Return the data exactly, with all pictures removed.

**Dataset section:**
────────────────────────────────────────

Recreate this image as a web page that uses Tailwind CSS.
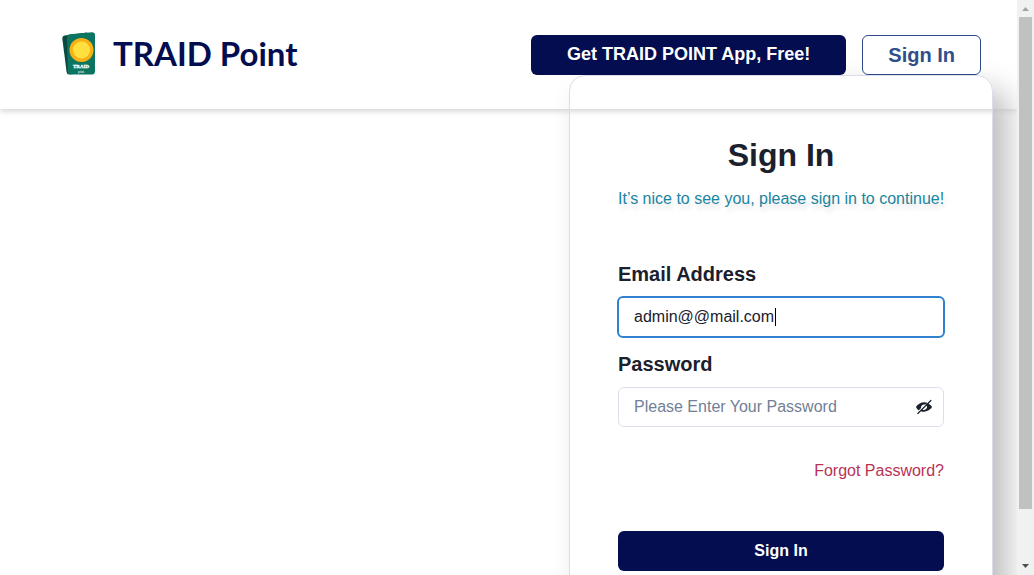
<!DOCTYPE html>
<html lang="en">
<head>
<meta charset="utf-8">
<meta name="viewport" content="width=device-width, initial-scale=1">
<title>TRAID Point – Sign In</title>
<script src="https://cdn.jsdelivr.net/npm/@tailwindcss/browser@4"></script>
</head>
<body class="flex h-screen overflow-hidden bg-white font-['Liberation_Sans',Arial,sans-serif] text-[#1a202c]">
<div class="min-w-0 flex-1 overflow-hidden">
  <header class="flex items-center justify-between pt-[30px] pb-[30px] pl-[61px] pr-9 shadow-[0_2px_6px_rgba(0,0,0,0.18)]">
    <a href="#" class="flex items-center gap-[17px]">
      <svg class="h-[49px] w-[35px]" viewBox="0 0 35 49" aria-hidden="true">
        <path d="M3.500 5.500 26 2.500 30 42 8 44.500Q6 44.500 5.600 42L1.300 8.500Q1.100 6 3.500 5.500Z" fill="#0b4a3f"/>
        <path d="M9 4.200 31 2.200Q34 2.200 34 5V41Q34 44.500 31 44.500H9.500Q7 44.500 6.800 42L6 7.500Q6 4.500 9 4.200Z" fill="#0c7561"/>
        <circle cx="20.500" cy="20" r="12" fill="#f9b115"/>
        <circle cx="20.500" cy="20" r="8.500" fill="#ffe03f"/>
        <text x="20" y="38" text-anchor="middle" font-family="Liberation Serif, serif" font-weight="700" font-size="5" fill="#fff" stroke="#fff" stroke-width="0.300">TRAID</text>
        <text x="20" y="43" text-anchor="middle" font-family="Liberation Serif, serif" font-size="3" fill="#fff">point</text>
      </svg>
      <span class="pb-1 font-[Lato,sans-serif] text-[33px] leading-10 font-bold text-[#030d4f]">TRAID Point</span>
    </a>
    <nav class="flex items-center gap-4">
      <button class="relative z-10 h-10 rounded-md bg-[#030d4f] px-9 pb-0.5 text-lg leading-5 font-bold whitespace-nowrap text-white">Get TRAID POINT App, Free!</button>
      <button class="relative z-10 h-10 rounded-md border border-[#2a4b87] bg-white px-[25px] text-xl leading-5 font-bold whitespace-nowrap text-[#2f4f8b]">Sign In</button>
    </nav>
  </header>
  <main class="relative -mt-[34px] flex justify-end pr-6">
    <form class="flex w-full max-w-[424px] flex-col rounded-[16px] border border-[#dcdcea] px-12 pt-[55px] pb-16 shadow-[15px_15px_30px_#bebebe]">
      <h1 class="text-center text-[32px] leading-12 font-bold">Sign In</h1>
      <p class="mt-2 text-center leading-6 whitespace-nowrap text-[#1a85a0] [text-shadow:2px_5px_5px_rgba(0,0,50,0.12)]">It’s nice to see you, please sign in to continue!</p>
      <label for="email" class="mt-[47px] text-xl leading-8 font-bold">Email Address</label>
      <div class="relative -mx-px mt-1.5 flex">
        <input id="email" type="text" value="admin@@mail.com" class="h-[42px] w-full rounded-md border-2 border-[#3182ce] px-[15px] text-base outline-none">
        <span class="pointer-events-none absolute top-3 left-[158px] h-[18px] w-px bg-black" aria-hidden="true"></span>
      </div>
      <label for="password" class="mt-2.5 text-xl leading-8 font-bold">Password</label>
      <div class="mt-[7px] flex h-10 items-center rounded-md border border-[#dedeea]">
        <input id="password" type="password" placeholder="Please Enter Your Password" class="h-full min-w-0 flex-1 pl-[15px] text-base outline-none placeholder:text-[#718096]">
        <button type="button" aria-label="Show password" class="mr-[11px]">
          <svg class="size-4" viewBox="0 0 24 24" fill="#1a202c" aria-hidden="true">
            <path d="M23.200 10.549a20.954 20.954 0 0 0-4.300-3.600l4-3.995a1 1 0 1 0-1.414-1.414l-.018.018a.737.737 0 0 1-.173.291l-19.500 19.400c-.008.007-.018.009-.026.017a1 1 0 0 0 1.631 1.088l4.146-4.146a11.260 11.260 0 0 0 4.310.800h.256c3.969 0 8.962-2.979 11.062-5.558a2.249 2.249 0 0 0 .026-2.901ZM16.313 13.270a4.581 4.581 0 0 1-3 3.028 4.300 4.300 0 0 1-3.100-.190.253.253 0 0 1-.068-.407l5.560-5.559a.252.252 0 0 1 .407.067 4.300 4.300 0 0 1 .201 3.061Z"/>
            <path d="M7.615 13.400a.244.244 0 0 1-.061.240L4.315 16.884a.5.500 0 0 1-.644.059 18.664 18.664 0 0 1-2.884-3.490 2.270 2.270 0 0 1 0-2.907c2.100-2.579 7.082-5.500 11.064-5.546h.320a10.200 10.200 0 0 1 4.199.800.5.5 0 0 1 .146.813L13.847 8.370a.244.244 0 0 1-.240.061A4.500 4.500 0 0 0 7.615 13.400Z"/>
          </svg>
        </button>
      </div>
      <a href="#" class="mt-8 self-end leading-6 text-[#b83256]">Forgot Password?</a>
      <button type="submit" class="mt-12 h-10 rounded-md bg-[#030d4f] font-bold text-white">Sign In</button>
    </form>
  </main>
</div>
<div class="flex w-[17px] shrink-0 flex-col items-center justify-between bg-[#f1f1f1]" aria-hidden="true">
  <svg class="size-[17px]" viewBox="0 0 17 17"><path d="M5 11h7L8.500 7Z" fill="#a3a3a3"/></svg>
  <div class="mb-auto h-[492px] w-[13px] bg-[#c1c1c1]"></div>
  <svg class="size-[17px]" viewBox="0 0 17 17"><path d="M5 6h7l-3.500 4Z" fill="#505050"/></svg>
</div>
</body>
</html>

────────────────────────────────────────

**Result for this task:**
Recreate this image as a web page that uses Tailwind CSS.
<!DOCTYPE html>
<html lang="en">
<head>
<meta charset="utf-8">
<meta name="viewport" content="width=device-width, initial-scale=1">
<title>TRAID Point – Sign In</title>
<script src="https://cdn.jsdelivr.net/npm/@tailwindcss/browser@4"></script>
</head>
<body class="flex h-screen overflow-hidden bg-white font-['Liberation_Sans',Arial,sans-serif] text-[#1a202c]">
<div class="min-w-0 flex-1 overflow-hidden">
  <header class="flex items-center justify-between pt-[30px] pb-[30px] pl-[61px] pr-9 shadow-[0_2px_6px_rgba(0,0,0,0.18)]">
    <a href="#" class="flex items-center gap-[17px]">
      <svg class="h-[49px] w-[35px]" viewBox="0 0 35 49" aria-hidden="true">
        <path d="M3.500 5.500 26 2.500 30 42 8 44.500Q6 44.500 5.600 42L1.300 8.500Q1.100 6 3.500 5.500Z" fill="#0b4a3f"/>
        <path d="M9 4.200 31 2.200Q34 2.200 34 5V41Q34 44.500 31 44.500H9.500Q7 44.500 6.800 42L6 7.500Q6 4.500 9 4.200Z" fill="#0c7561"/>
        <circle cx="20.500" cy="20" r="12" fill="#f9b115"/>
        <circle cx="20.500" cy="20" r="8.500" fill="#ffe03f"/>
        <text x="20" y="38" text-anchor="middle" font-family="Liberation Serif, serif" font-weight="700" font-size="5" fill="#fff" stroke="#fff" stroke-width="0.300">TRAID</text>
        <text x="20" y="43" text-anchor="middle" font-family="Liberation Serif, serif" font-size="3" fill="#fff">point</text>
      </svg>
      <span class="pb-1 font-[Lato,sans-serif] text-[33px] leading-10 font-bold text-[#030d4f]">TRAID Point</span>
    </a>
    <nav class="flex items-center gap-4">
      <button class="relative z-10 h-10 rounded-md bg-[#030d4f] px-9 pb-0.5 text-lg leading-5 font-bold whitespace-nowrap text-white">Get TRAID POINT App, Free!</button>
      <button class="relative z-10 h-10 rounded-md border border-[#2a4b87] bg-white px-[25px] text-xl leading-5 font-bold whitespace-nowrap text-[#2f4f8b]">Sign In</button>
    </nav>
  </header>
  <main class="relative -mt-[34px] flex justify-end pr-6">
    <form class="flex w-full max-w-[424px] flex-col rounded-[16px] border border-[#dcdcea] px-12 pt-[55px] pb-16 shadow-[15px_15px_30px_#bebebe]">
      <h1 class="text-center text-[32px] leading-12 font-bold">Sign In</h1>
      <p class="mt-2 text-center leading-6 whitespace-nowrap text-[#1a85a0] [text-shadow:2px_5px_5px_rgba(0,0,50,0.12)]">It’s nice to see you, please sign in to continue!</p>
      <label for="email" class="mt-[47px] text-xl leading-8 font-bold">Email Address</label>
      <div class="relative -mx-px mt-1.5 flex">
        <input id="email" type="text" value="admin@@mail.com" class="h-[42px] w-full rounded-md border-2 border-[#3182ce] px-[15px] text-base outline-none">
        <span class="pointer-events-none absolute top-3 left-[158px] h-[18px] w-px bg-black" aria-hidden="true"></span>
      </div>
      <label for="password" class="mt-2.5 text-xl leading-8 font-bold">Password</label>
      <div class="mt-[7px] flex h-10 items-center rounded-md border border-[#dedeea]">
        <input id="password" type="password" placeholder="Please Enter Your Password" class="h-full min-w-0 flex-1 pl-[15px] text-base outline-none placeholder:text-[#718096]">
        <button type="button" aria-label="Show password" class="mr-[11px]">
          <svg class="size-4" viewBox="0 0 24 24" fill="#1a202c" aria-hidden="true">
            <path d="M23.200 10.549a20.954 20.954 0 0 0-4.300-3.600l4-3.995a1 1 0 1 0-1.414-1.414l-.018.018a.737.737 0 0 1-.173.291l-19.500 19.400c-.008.007-.018.009-.026.017a1 1 0 0 0 1.631 1.088l4.146-4.146a11.260 11.260 0 0 0 4.310.800h.256c3.969 0 8.962-2.979 11.062-5.558a2.249 2.249 0 0 0 .026-2.901ZM16.313 13.270a4.581 4.581 0 0 1-3 3.028 4.300 4.300 0 0 1-3.100-.190.253.253 0 0 1-.068-.407l5.560-5.559a.252.252 0 0 1 .407.067 4.300 4.300 0 0 1 .201 3.061Z"/>
            <path d="M7.615 13.400a.244.244 0 0 1-.061.240L4.315 16.884a.5.500 0 0 1-.644.059 18.664 18.664 0 0 1-2.884-3.490 2.270 2.270 0 0 1 0-2.907c2.100-2.579 7.082-5.500 11.064-5.546h.320a10.200 10.200 0 0 1 4.199.800.5.5 0 0 1 .146.813L13.847 8.370a.244.244 0 0 1-.240.061A4.500 4.500 0 0 0 7.615 13.400Z"/>
          </svg>
        </button>
      </div>
      <a href="#" class="mt-8 self-end leading-6 text-[#b83256]">Forgot Password?</a>
      <button type="submit" class="mt-12 h-10 rounded-md bg-[#030d4f] font-bold text-white">Sign In</button>
    </form>
  </main>
</div>
<div class="flex w-[17px] shrink-0 flex-col items-center justify-between bg-[#f1f1f1]" aria-hidden="true">
  <svg class="size-[17px]" viewBox="0 0 17 17"><path d="M5 11h7L8.500 7Z" fill="#a3a3a3"/></svg>
  <div class="mb-auto h-[492px] w-[13px] bg-[#c1c1c1]"></div>
  <svg class="size-[17px]" viewBox="0 0 17 17"><path d="M5 6h7l-3.500 4Z" fill="#505050"/></svg>
</div>
</body>
</html>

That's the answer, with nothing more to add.